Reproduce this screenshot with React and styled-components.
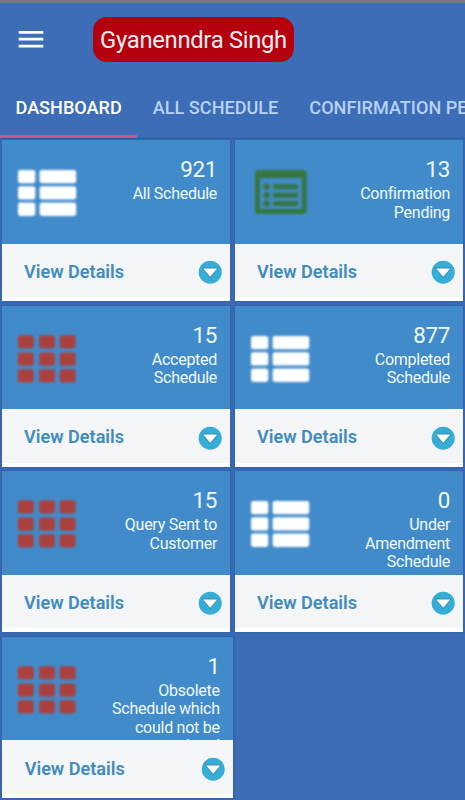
import React from 'react'
import styled, { createGlobalStyle } from 'styled-components'

const GlobalStyle = createGlobalStyle`
  * {
    box-sizing: border-box;
  }

  body {
    margin: 0;
    background: #3c6db6;
    font-family: Roboto, 'Liberation Sans', sans-serif;
    overflow: hidden;
  }
`

const Screen = styled.div`
  width: 465px;
  height: 800px;
  background: #3c6db6;
  overflow: hidden;
`

const StatusStrip = styled.div`
  height: 3px;
  background: #7b7b7d;
`

const Toolbar = styled.header`
  display: flex;
  align-items: flex-start;
  height: 74px;
  padding: 14px 0 0 18px;
`

const MenuButton = styled.button`
  width: 26px;
  height: 44px;
  margin-right: 49px;
  padding: 0;
  border: 0;
  background: none;

  svg {
    display: block;
  }
`

const UserName = styled.div`
  width: 201px;
  height: 45px;
  border-radius: 14px;
  background: #b4000f;
  color: #fdeff0;
  font-size: 23.8px;
  letter-spacing: -0.3px;
  line-height: 47px;
  text-align: center;
  white-space: nowrap;
`

const Tabs = styled.nav`
  display: flex;
  height: 62px;
  border-bottom: 1px solid #3260a8;
`

const Tab = styled.div`
  flex: none;
  height: 61px;
  padding: 0 15.5px;
  border-bottom: 3px solid ${props => (props.$active ? '#cf5296' : 'transparent')};
  color: ${props => (props.$active ? '#ffffff' : '#b7d2f6')};
  font-size: 18.1px;
  font-weight: 500;
  line-height: 62px;
  white-space: nowrap;
`

const Grid = styled.main`
  display: grid;
  grid-template-columns: 228px 228px;
  grid-auto-rows: 161px;
  gap: 4.6px 5px;
  padding: 1px 0 0 2.4px;
`

const CardBox = styled.section`
  display: flex;
  flex-direction: column;
  width: ${props => (props.$wide ? '230.6px' : '228px')};
  height: 161px;
  box-shadow: 0 0 2px 1px rgba(40, 80, 160, 0.45);
`

const CardTop = styled.div`
  display: flex;
  justify-content: space-between;
  height: 103.5px;
  padding: 16px 13.3px 0 14px;
  background: #428bca;
  overflow: hidden;
`

const IconSlot = styled.div`
  flex: none;
  width: 64px;
  padding-top: 11px;

  svg {
    display: block;
    filter: blur(0.9px);
  }
`

const Stats = styled.div`
  width: 112px;
  color: #eef9ff;
  text-align: right;
`

const Count = styled.div`
  font-size: 22.4px;
  letter-spacing: -0.3px;
  line-height: 26px;
`

const Label = styled.div`
  margin-top: 3.3px;
  font-size: 16px;
  letter-spacing: -0.26px;
  line-height: 18.3px;
`

const CardFooter = styled.div`
  display: flex;
  align-items: center;
  justify-content: space-between;
  height: 57.5px;
  padding: 4px 8px 0 ${props => (props.$wide ? '22.3px' : '21.6px')};
  border-bottom: 4px solid #ffffff;
  background: #f3f5f7;
  color: #428bbf;
  font-size: 18.1px;
  font-weight: 600;
  line-height: 20px;

  span {
    padding-bottom: 1px;
  }
`

const MenuIcon = () => (
  <svg width="26" height="44" viewBox="0 0 26 44">
    <path d="M.7 15.3h24.6M.7 22.2h24.6M.7 29.1h24.6" stroke="#fff" strokeWidth="2.7" />
  </svg>
)

const ListIcon = () => (
  <svg width="64" height="52" viewBox="0 0 64 52" fill="#fff">
    {[2.9, 19.2, 35.5].map(y => (
      <g key={y}>
        <rect x="2" y={y} width="17.3" height="13.4" rx="2.4" />
        <rect x="23.6" y={y} width="36.6" height="13.4" rx="2.4" />
      </g>
    ))}
  </svg>
)

const GridIcon = () => (
  <svg width="64" height="52" viewBox="0 0 64 52" fill="#ab413f">
    {[2.2, 19.6, 36.2].map(y =>
      [1.8, 23, 43.6].map(x => (
        <rect key={`${x}-${y}`} x={x} y={y} width="16" height="13.2" rx="2.8" />
      ))
    )}
  </svg>
)

const FormIcon = () => (
  <svg width="64" height="52" viewBox="0 0 64 52" fill="#36763f">
    <path
      fillRule="evenodd"
      d="M10 3h43.6a4 4 0 0 1 4 4v36a4 4 0 0 1-4 4H10a4 4 0 0 1-4-4V7a4 4 0 0 1 4-4Zm.9 8v29.4a1.5 1.5 0 0 0 1.5 1.5h38.8a1.5 1.5 0 0 0 1.5-1.5V11Z"
    />
    {[19.8, 28.2, 36.6].map(y => (
      <g key={y}>
        <circle cx="17.6" cy={y} r="3.3" />
        <rect x="23.8" y={y - 2.5} width="25.4" height="5" rx="1" />
      </g>
    ))}
  </svg>
)

const ArrowIcon = () => (
  <svg width="24" height="24" viewBox="0 0 24 24">
    <circle cx="12.2" cy="12.2" r="11.5" fill="#35add6" />
    <path d="M3.8 7.4h16.8L12.2 18.2Z" fill="#3a7f9f" opacity="0.75" />
    <path d="M5.2 8.6h14L12.2 16.8Z" fill="#fff" />
  </svg>
)

const icons = {
  list: ListIcon,
  grid: GridIcon,
  form: FormIcon,
}

const tabs = ['DASHBOARD', 'ALL SCHEDULE', 'CONFIRMATION PENDING']

const cards = [
  { count: 921, label: 'All Schedule', icon: 'list' },
  { count: 13, label: 'Confirmation Pending', icon: 'form' },
  { count: 15, label: 'Accepted Schedule', icon: 'grid' },
  { count: 877, label: 'Completed Schedule', icon: 'list' },
  { count: 15, label: 'Query Sent to Customer', icon: 'grid' },
  { count: 0, label: 'Under Amendment Schedule', icon: 'list' },
  { count: 1, label: 'Obsolete Schedule which could not be completed', icon: 'grid', wide: true },
]

function Card({ count, label, icon, wide }) {
  const Icon = icons[icon]

  return (
    <CardBox $wide={wide}>
      <CardTop>
        <IconSlot>
          <Icon />
        </IconSlot>
        <Stats>
          <Count>{count}</Count>
          <Label>{label}</Label>
        </Stats>
      </CardTop>
      <CardFooter $wide={wide}>
        <span>View Details</span>
        <ArrowIcon />
      </CardFooter>
    </CardBox>
  )
}

export default function App() {
  return (
    <>
      <GlobalStyle />
      <Screen>
        <StatusStrip />
        <Toolbar>
          <MenuButton aria-label="Menu">
            <MenuIcon />
          </MenuButton>
          <UserName>Gyanenndra Singh</UserName>
        </Toolbar>
        <Tabs>
          {tabs.map((tab, i) => (
            <Tab key={tab} $active={i === 0}>
              {tab}
            </Tab>
          ))}
        </Tabs>
        <Grid>
          {cards.map(card => (
            <Card key={card.label} {...card} />
          ))}
        </Grid>
      </Screen>
    </>
  )
}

_EXERCISE DIRECTIONS_.
The data above should be repeated exactly, minus any pictures.

_WORKED ANSWER_.
Reproduce this screenshot with React and styled-components.
import React from 'react'
import styled, { createGlobalStyle } from 'styled-components'

const GlobalStyle = createGlobalStyle`
  * {
    box-sizing: border-box;
  }

  body {
    margin: 0;
    background: #3c6db6;
    font-family: Roboto, 'Liberation Sans', sans-serif;
    overflow: hidden;
  }
`

const Screen = styled.div`
  width: 465px;
  height: 800px;
  background: #3c6db6;
  overflow: hidden;
`

const StatusStrip = styled.div`
  height: 3px;
  background: #7b7b7d;
`

const Toolbar = styled.header`
  display: flex;
  align-items: flex-start;
  height: 74px;
  padding: 14px 0 0 18px;
`

const MenuButton = styled.button`
  width: 26px;
  height: 44px;
  margin-right: 49px;
  padding: 0;
  border: 0;
  background: none;

  svg {
    display: block;
  }
`

const UserName = styled.div`
  width: 201px;
  height: 45px;
  border-radius: 14px;
  background: #b4000f;
  color: #fdeff0;
  font-size: 23.8px;
  letter-spacing: -0.3px;
  line-height: 47px;
  text-align: center;
  white-space: nowrap;
`

const Tabs = styled.nav`
  display: flex;
  height: 62px;
  border-bottom: 1px solid #3260a8;
`

const Tab = styled.div`
  flex: none;
  height: 61px;
  padding: 0 15.5px;
  border-bottom: 3px solid ${props => (props.$active ? '#cf5296' : 'transparent')};
  color: ${props => (props.$active ? '#ffffff' : '#b7d2f6')};
  font-size: 18.1px;
  font-weight: 500;
  line-height: 62px;
  white-space: nowrap;
`

const Grid = styled.main`
  display: grid;
  grid-template-columns: 228px 228px;
  grid-auto-rows: 161px;
  gap: 4.6px 5px;
  padding: 1px 0 0 2.4px;
`

const CardBox = styled.section`
  display: flex;
  flex-direction: column;
  width: ${props => (props.$wide ? '230.6px' : '228px')};
  height: 161px;
  box-shadow: 0 0 2px 1px rgba(40, 80, 160, 0.45);
`

const CardTop = styled.div`
  display: flex;
  justify-content: space-between;
  height: 103.5px;
  padding: 16px 13.3px 0 14px;
  background: #428bca;
  overflow: hidden;
`

const IconSlot = styled.div`
  flex: none;
  width: 64px;
  padding-top: 11px;

  svg {
    display: block;
    filter: blur(0.9px);
  }
`

const Stats = styled.div`
  width: 112px;
  color: #eef9ff;
  text-align: right;
`

const Count = styled.div`
  font-size: 22.4px;
  letter-spacing: -0.3px;
  line-height: 26px;
`

const Label = styled.div`
  margin-top: 3.3px;
  font-size: 16px;
  letter-spacing: -0.26px;
  line-height: 18.3px;
`

const CardFooter = styled.div`
  display: flex;
  align-items: center;
  justify-content: space-between;
  height: 57.5px;
  padding: 4px 8px 0 ${props => (props.$wide ? '22.3px' : '21.6px')};
  border-bottom: 4px solid #ffffff;
  background: #f3f5f7;
  color: #428bbf;
  font-size: 18.1px;
  font-weight: 600;
  line-height: 20px;

  span {
    padding-bottom: 1px;
  }
`

const MenuIcon = () => (
  <svg width="26" height="44" viewBox="0 0 26 44">
    <path d="M.7 15.3h24.6M.7 22.2h24.6M.7 29.1h24.6" stroke="#fff" strokeWidth="2.7" />
  </svg>
)

const ListIcon = () => (
  <svg width="64" height="52" viewBox="0 0 64 52" fill="#fff">
    {[2.9, 19.2, 35.5].map(y => (
      <g key={y}>
        <rect x="2" y={y} width="17.3" height="13.4" rx="2.4" />
        <rect x="23.6" y={y} width="36.6" height="13.4" rx="2.4" />
      </g>
    ))}
  </svg>
)

const GridIcon = () => (
  <svg width="64" height="52" viewBox="0 0 64 52" fill="#ab413f">
    {[2.2, 19.6, 36.2].map(y =>
      [1.8, 23, 43.6].map(x => (
        <rect key={`${x}-${y}`} x={x} y={y} width="16" height="13.2" rx="2.8" />
      ))
    )}
  </svg>
)

const FormIcon = () => (
  <svg width="64" height="52" viewBox="0 0 64 52" fill="#36763f">
    <path
      fillRule="evenodd"
      d="M10 3h43.6a4 4 0 0 1 4 4v36a4 4 0 0 1-4 4H10a4 4 0 0 1-4-4V7a4 4 0 0 1 4-4Zm.9 8v29.4a1.5 1.5 0 0 0 1.5 1.5h38.8a1.5 1.5 0 0 0 1.5-1.5V11Z"
    />
    {[19.8, 28.2, 36.6].map(y => (
      <g key={y}>
        <circle cx="17.6" cy={y} r="3.3" />
        <rect x="23.8" y={y - 2.5} width="25.4" height="5" rx="1" />
      </g>
    ))}
  </svg>
)

const ArrowIcon = () => (
  <svg width="24" height="24" viewBox="0 0 24 24">
    <circle cx="12.2" cy="12.2" r="11.5" fill="#35add6" />
    <path d="M3.8 7.4h16.8L12.2 18.2Z" fill="#3a7f9f" opacity="0.75" />
    <path d="M5.2 8.6h14L12.2 16.8Z" fill="#fff" />
  </svg>
)

const icons = {
  list: ListIcon,
  grid: GridIcon,
  form: FormIcon,
}

const tabs = ['DASHBOARD', 'ALL SCHEDULE', 'CONFIRMATION PENDING']

const cards = [
  { count: 921, label: 'All Schedule', icon: 'list' },
  { count: 13, label: 'Confirmation Pending', icon: 'form' },
  { count: 15, label: 'Accepted Schedule', icon: 'grid' },
  { count: 877, label: 'Completed Schedule', icon: 'list' },
  { count: 15, label: 'Query Sent to Customer', icon: 'grid' },
  { count: 0, label: 'Under Amendment Schedule', icon: 'list' },
  { count: 1, label: 'Obsolete Schedule which could not be completed', icon: 'grid', wide: true },
]

function Card({ count, label, icon, wide }) {
  const Icon = icons[icon]

  return (
    <CardBox $wide={wide}>
      <CardTop>
        <IconSlot>
          <Icon />
        </IconSlot>
        <Stats>
          <Count>{count}</Count>
          <Label>{label}</Label>
        </Stats>
      </CardTop>
      <CardFooter $wide={wide}>
        <span>View Details</span>
        <ArrowIcon />
      </CardFooter>
    </CardBox>
  )
}

export default function App() {
  return (
    <>
      <GlobalStyle />
      <Screen>
        <StatusStrip />
        <Toolbar>
          <MenuButton aria-label="Menu">
            <MenuIcon />
          </MenuButton>
          <UserName>Gyanenndra Singh</UserName>
        </Toolbar>
        <Tabs>
          {tabs.map((tab, i) => (
            <Tab key={tab} $active={i === 0}>
              {tab}
            </Tab>
          ))}
        </Tabs>
        <Grid>
          {cards.map(card => (
            <Card key={card.label} {...card} />
          ))}
        </Grid>
      </Screen>
    </>
  )
}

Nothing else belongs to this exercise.